Born in Salzburg in 1908, Herbert von Karajan influenced fellow musicians and public taste for generations through his live appearances and recordings with many of the world's greatest orchestras and opera companies – and especially with the Berliner Philharmoniker which, as its principal conductor for over 30 years, he moulded into an ensemble of peerless power, tonal beauty and stylistic flexibility.
Speed was a leitmotif in Karajan's life, and he became a symbol of drive, dynamism, and innovation. In 1938, as a 30-year-old music director in provincial Aachen, he was catapulted to fame with his electrifying interpretation of Wagner's Tristan at the Berlin Staatsoper and shortly thereafter signed his first recording contract with Deutsche Grammophon. Nowhere was Karajan's tireless dedication to music manifested more clearly than in his recording activities. Launched with the 1939 Polydor release of Mozart's Die Zauberflöte Overture, played by the Berlin Staatskapelle, Karajan's recording career spanned half a century, developing into a huge discography, most of it in collaboration with the Berliner Philharmoniker, which in 1954 elected him to succeed Wilhelm Furtwängler as its chief conductor. His lifetime contract with his Berlin orchestra, together with his renewed contracts with the Yellow Label, saw him cover a substantial portion of the standard concert repertoire, and in 1961 he embarked on an unprecedented project: Beethoven's Nine Symphonies set down and marketed for the first time ever as an integral cycle. Released in 1963, it proved to be one of the most successful projects in classical recording history.

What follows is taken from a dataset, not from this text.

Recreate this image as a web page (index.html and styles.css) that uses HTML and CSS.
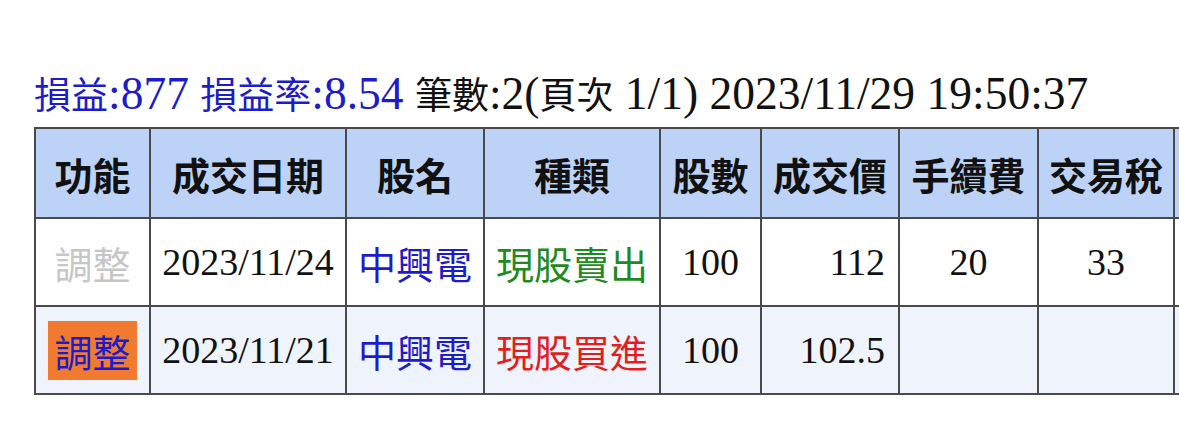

The Beethoven cycle would become a mainstay of his studio career and with the advent of digital recording and the compact disc in the early 1980s, he recorded the Beethoven cycle yet again with the Berliner Philharmoniker. They made the company's very first digital recording – Mozart's Die Zauberflöte in 1980 – and were also featured in its first CD title to go into mass production, Richard Strauss's Eine Alpensinfonie in 1982. Karajan was famously passionate about all new recording technologies, including the visual media. One of the objectives of his later career was that of documenting his most important interpretations on film. Karajan's status as the most prominent – and best-selling – of all Deutsche Grammophon artists (he sold over 200 million albums) has remained undiminished since his death in 1989. More than a century after his birth, this exceptional conductor is still a commanding presence in the world of classical music.